─── Data lines

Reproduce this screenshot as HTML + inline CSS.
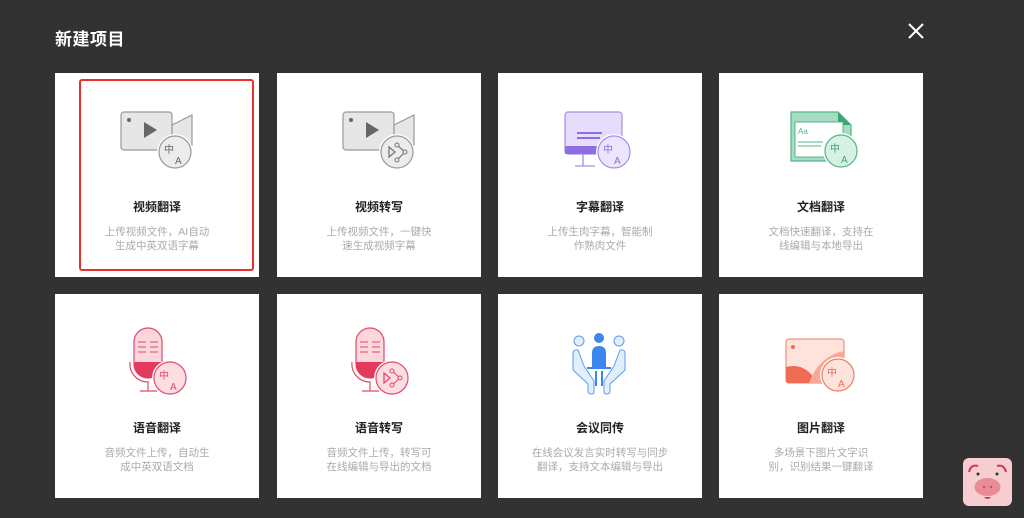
<!DOCTYPE html>
<html><head><meta charset="utf-8">
<style>
*{margin:0;padding:0;box-sizing:border-box}
body{width:1024px;height:518px;background:#323232;position:relative;overflow:hidden;font-family:"Liberation Sans","Noto Sans CJK SC",sans-serif}
.t{position:absolute;left:55px;top:25px;color:#fff;font-size:17px;font-weight:bold;letter-spacing:0.5px}
.x{position:absolute;left:907px;top:22px}
.c{position:absolute;width:204px;height:204px;background:#fff}
.c svg.i{position:absolute;left:52px;top:30px}
.h{position:absolute;left:0;width:100%;top:125px;text-align:center;font-size:12px;font-weight:bold;color:#222}
.d{position:absolute;left:0;width:100%;top:153px;text-align:center;font-size:10.5px;line-height:13.5px;color:#aaa}
.sel{position:absolute;left:79px;top:79px;width:175px;height:192px;border:2px solid #e8312d;border-radius:3px}
.pig{position:absolute;left:963px;top:458px;width:49px;height:48px;background:#f6cdd0;border-radius:6px}
</style></head><body>
<div class="t">新建项目</div>
<svg class="x" width="18" height="18" viewBox="0 0 18 18"><path d="M2 2L16 16M16 2L2 16" stroke="#fff" stroke-width="2"/></svg>

<div class="c" style="left:55px;top:73px">
<svg class="i" width="100" height="80" viewBox="0 0 100 80">
<rect x="14" y="9" width="51" height="38" rx="3" fill="#e6e6e6" stroke="#999" stroke-width="1.2"/>
<path d="M65 22L85 12V42L65 36Z" fill="#e6e6e6" stroke="#999" stroke-width="1.2"/>
<circle cx="22" cy="17" r="2" fill="#666"/>
<path d="M37 19L50 27L37 35Z" fill="#666"/>
<circle cx="68" cy="49" r="18" fill="#fff"/>
<circle cx="68" cy="49" r="16" fill="#ececec" stroke="#999" stroke-width="1.2"/>
<text x="57" y="50" font-size="10" fill="#666">中</text><text x="68" y="61" font-size="10" fill="#666">A</text>
</svg>
<div class="h">视频翻译</div>
<div class="d">上传视频文件，AI自动<br>生成中英双语字幕</div>
</div>
<div class="sel"></div>

<div class="c" style="left:277px;top:73px">
<svg class="i" width="100" height="80" viewBox="0 0 100 80">
<rect x="14" y="9" width="51" height="38" rx="3" fill="#e6e6e6" stroke="#999" stroke-width="1.2"/>
<path d="M65 22L85 12V42L65 36Z" fill="#e6e6e6" stroke="#999" stroke-width="1.2"/>
<circle cx="22" cy="17" r="2" fill="#666"/>
<path d="M37 19L50 27L37 35Z" fill="#666"/>
<circle cx="68" cy="49" r="18" fill="#fff"/>
<circle cx="68" cy="49" r="16" fill="#ececec" stroke="#999" stroke-width="1.2"/>
<path d="M60 44L66 49L60 54Z" fill="none" stroke="#777" stroke-width="1.3"/>
<path d="M68 42L76 49L68 57" fill="none" stroke="#777" stroke-width="1.2"/>
<circle cx="68" cy="42" r="2" fill="#ececec" stroke="#777"/><circle cx="76" cy="49" r="2" fill="#ececec" stroke="#777"/><circle cx="68" cy="57" r="2" fill="#ececec" stroke="#777"/>
</svg>
<div class="h">视频转写</div>
<div class="d">上传视频文件，一键快<br>速生成视频字幕</div>
</div>

<div class="c" style="left:498px;top:73px">
<svg class="i" width="100" height="80" viewBox="0 0 100 80">
<rect x="15" y="9" width="57" height="42" rx="3" fill="#e6dcfb" stroke="#a58de8" stroke-width="1.2"/>
<rect x="15" y="43" width="57" height="8" fill="#8e6ee0"/>
<path d="M27 30H52M27 35H50" stroke="#8e6ee0" stroke-width="2"/>
<path d="M33 51V63M25 63H45" stroke="#a58de8" stroke-width="1.3"/>
<circle cx="64" cy="49" r="18" fill="#fff"/>
<circle cx="64" cy="49" r="16" fill="#ece5fd" stroke="#a58de8" stroke-width="1.2"/>
<text x="53" y="50" font-size="10" fill="#8e6ee0">中</text><text x="64" y="61" font-size="10" fill="#8e6ee0">A</text>
</svg>
<div class="h">字幕翻译</div>
<div class="d">上传生肉字幕，智能制<br>作熟肉文件</div>
</div>

<div class="c" style="left:719px;top:73px">
<svg class="i" width="100" height="80" viewBox="0 0 100 80">
<path d="M20 9H67L80 22V58H20Z" fill="#a6dcc4" stroke="#54b589" stroke-width="1.2"/>
<path d="M67 9V22H80Z" fill="#3aa676"/>
<rect x="24" y="19" width="48" height="35" fill="#fff" stroke="#54b589"/>
<text x="27" y="31" font-size="8" fill="#54b589">Aa</text>
<path d="M27 39H52M27 43H50" stroke="#54b589" stroke-width="1"/>
<circle cx="70" cy="48" r="18" fill="#fff"/>
<circle cx="70" cy="48" r="16" fill="#d6f2e4" stroke="#54b589" stroke-width="1.2"/>
<text x="59" y="49" font-size="10" fill="#3aa676">中</text><text x="70" y="60" font-size="10" fill="#3aa676">A</text>
</svg>
<div class="h">文档翻译</div>
<div class="d">文档快速翻译，支持在<br>线编辑与本地导出</div>
</div>

<div class="c" style="left:55px;top:294px">
<svg class="i" width="100" height="80" viewBox="0 0 100 80">
<rect x="27" y="4" width="28" height="50" rx="14" fill="#fbd6dc" stroke="#e04b6a" stroke-width="1.2"/>
<path d="M27 38H55V40A14 14 0 0 1 27 40Z" fill="#e43a5c"/>
<path d="M31 18H39M43 18H51M31 23H39M43 23H51M31 28H39M43 28H51" stroke="#e04b6a" stroke-width="1"/>
<path d="M23 38A18 18 0 0 0 41 58V67M33 67H50" fill="none" stroke="#e04b6a" stroke-width="1.2"/>
<circle cx="63" cy="54" r="18" fill="#fff"/>
<circle cx="63" cy="54" r="16" fill="#fbdde2" stroke="#e04b6a" stroke-width="1.2"/>
<text x="52" y="55" font-size="10" fill="#e04b6a">中</text><text x="63" y="66" font-size="10" fill="#e04b6a">A</text>
</svg>
<div class="h">语音翻译</div>
<div class="d">音频文件上传，自动生<br>成中英双语文档</div>
</div>

<div class="c" style="left:277px;top:294px">
<svg class="i" width="100" height="80" viewBox="0 0 100 80">
<rect x="27" y="4" width="28" height="50" rx="14" fill="#fbd6dc" stroke="#e04b6a" stroke-width="1.2"/>
<path d="M27 38H55V40A14 14 0 0 1 27 40Z" fill="#e43a5c"/>
<path d="M31 18H39M43 18H51M31 23H39M43 23H51M31 28H39M43 28H51" stroke="#e04b6a" stroke-width="1"/>
<path d="M23 38A18 18 0 0 0 41 58V67M33 67H50" fill="none" stroke="#e04b6a" stroke-width="1.2"/>
<circle cx="63" cy="54" r="18" fill="#fff"/>
<circle cx="63" cy="54" r="16" fill="#fbdde2" stroke="#e04b6a" stroke-width="1.2"/>
<path d="M55 49L61 54L55 59Z" fill="none" stroke="#e04b6a" stroke-width="1.3"/>
<path d="M63 47L71 54L63 61" fill="none" stroke="#e04b6a"/>
<circle cx="63" cy="47" r="2" fill="#fbdde2" stroke="#e04b6a"/><circle cx="71" cy="54" r="2" fill="#fbdde2" stroke="#e04b6a"/><circle cx="63" cy="61" r="2" fill="#fbdde2" stroke="#e04b6a"/>
</svg>
<div class="h">语音转写</div>
<div class="d">音频文件上传，转写可<br>在线编辑与导出的文档</div>
</div>

<div class="c" style="left:498px;top:294px">
<svg class="i" width="100" height="80" viewBox="0 0 100 80">
<circle cx="29" cy="17" r="5" fill="#e3eefc" stroke="#5b9cf0"/>
<circle cx="69" cy="17" r="5" fill="#e3eefc" stroke="#5b9cf0"/>
<circle cx="49" cy="14" r="5" fill="#3c87ee"/>
<path d="M23 30Q23 25 28 26L34 42L44 57V68Q44 70 41 70Q38 70 38 67V60L23 46Z" fill="#e3eefc" stroke="#5b9cf0"/>
<path d="M75 30Q75 25 70 26L64 42L54 57V68Q54 70 57 70Q60 70 60 67V60L75 46Z" fill="#e3eefc" stroke="#5b9cf0"/>
<path d="M42 43V29Q42 22 49 22Q56 22 56 29V43Z" fill="#3c87ee"/>
<path d="M37 44H61" stroke="#3c87ee" stroke-width="2"/>
<path d="M46 47V62M52 47V62" stroke="#3c87ee" stroke-width="2"/>
</svg>
<div class="h">会议同传</div>
<div class="d">在线会议发言实时转写与同步<br>翻译，支持文本编辑与导出</div>
</div>

<div class="c" style="left:719px;top:294px">
<svg class="i" width="100" height="80" viewBox="0 0 100 80">
<rect x="15" y="15" width="58" height="44" rx="3" fill="#fde3dc" stroke="#f07a64"/>
<circle cx="22" cy="23" r="2" fill="#f06b54"/>
<path d="M15 43Q35 38 46 59H17Q15 59 15 56Z" fill="#f06b54"/>
<path d="M38 59Q48 32 73 27V59Z" fill="#f7a896"/>
<circle cx="67" cy="51" r="18" fill="#fff"/>
<circle cx="67" cy="51" r="16" fill="#fde3dc" stroke="#f07a64" stroke-width="1.2"/>
<text x="56" y="52" font-size="10" fill="#f06b54">中</text><text x="67" y="63" font-size="10" fill="#f06b54">A</text>
</svg>
<div class="h">图片翻译</div>
<div class="d">多场景下图片文字识<br>别，识别结果一键翻译</div>
</div>

<div class="pig">
<svg width="49" height="48" viewBox="0 0 49 48">
<path d="M6 14Q8 6 15 8M43 14Q41 6 34 8" fill="none" stroke="#d9344a" stroke-width="2"/>
<circle cx="15" cy="16" r="1.5" fill="#333"/><circle cx="34" cy="16" r="1.5" fill="#333"/>
<ellipse cx="24.5" cy="29" rx="13" ry="9" fill="#ea8c98"/>
<circle cx="21" cy="29" r="1.2" fill="#c9506a"/><circle cx="28" cy="29" r="1.2" fill="#c9506a"/>
<path d="M21 39Q24.5 43 28 39" fill="#d9344a"/>
</svg>
</div>
</body></html>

──────

The lines from the start of the data through the line that contains "2L16 16M16 2L2" are to be returned exactly, please, with both ends included and every picture left out.

=== Correct result ===
Reproduce this screenshot as HTML + inline CSS.
<!DOCTYPE html>
<html><head><meta charset="utf-8">
<style>
*{margin:0;padding:0;box-sizing:border-box}
body{width:1024px;height:518px;background:#323232;position:relative;overflow:hidden;font-family:"Liberation Sans","Noto Sans CJK SC",sans-serif}
.t{position:absolute;left:55px;top:25px;color:#fff;font-size:17px;font-weight:bold;letter-spacing:0.5px}
.x{position:absolute;left:907px;top:22px}
.c{position:absolute;width:204px;height:204px;background:#fff}
.c svg.i{position:absolute;left:52px;top:30px}
.h{position:absolute;left:0;width:100%;top:125px;text-align:center;font-size:12px;font-weight:bold;color:#222}
.d{position:absolute;left:0;width:100%;top:153px;text-align:center;font-size:10.5px;line-height:13.5px;color:#aaa}
.sel{position:absolute;left:79px;top:79px;width:175px;height:192px;border:2px solid #e8312d;border-radius:3px}
.pig{position:absolute;left:963px;top:458px;width:49px;height:48px;background:#f6cdd0;border-radius:6px}
</style></head><body>
<div class="t">新建项目</div>
<svg class="x" width="18" height="18" viewBox="0 0 18 18"><path d="M2 2L16 16M16 2L2 16" stroke="#fff" stroke-width="2"/></svg>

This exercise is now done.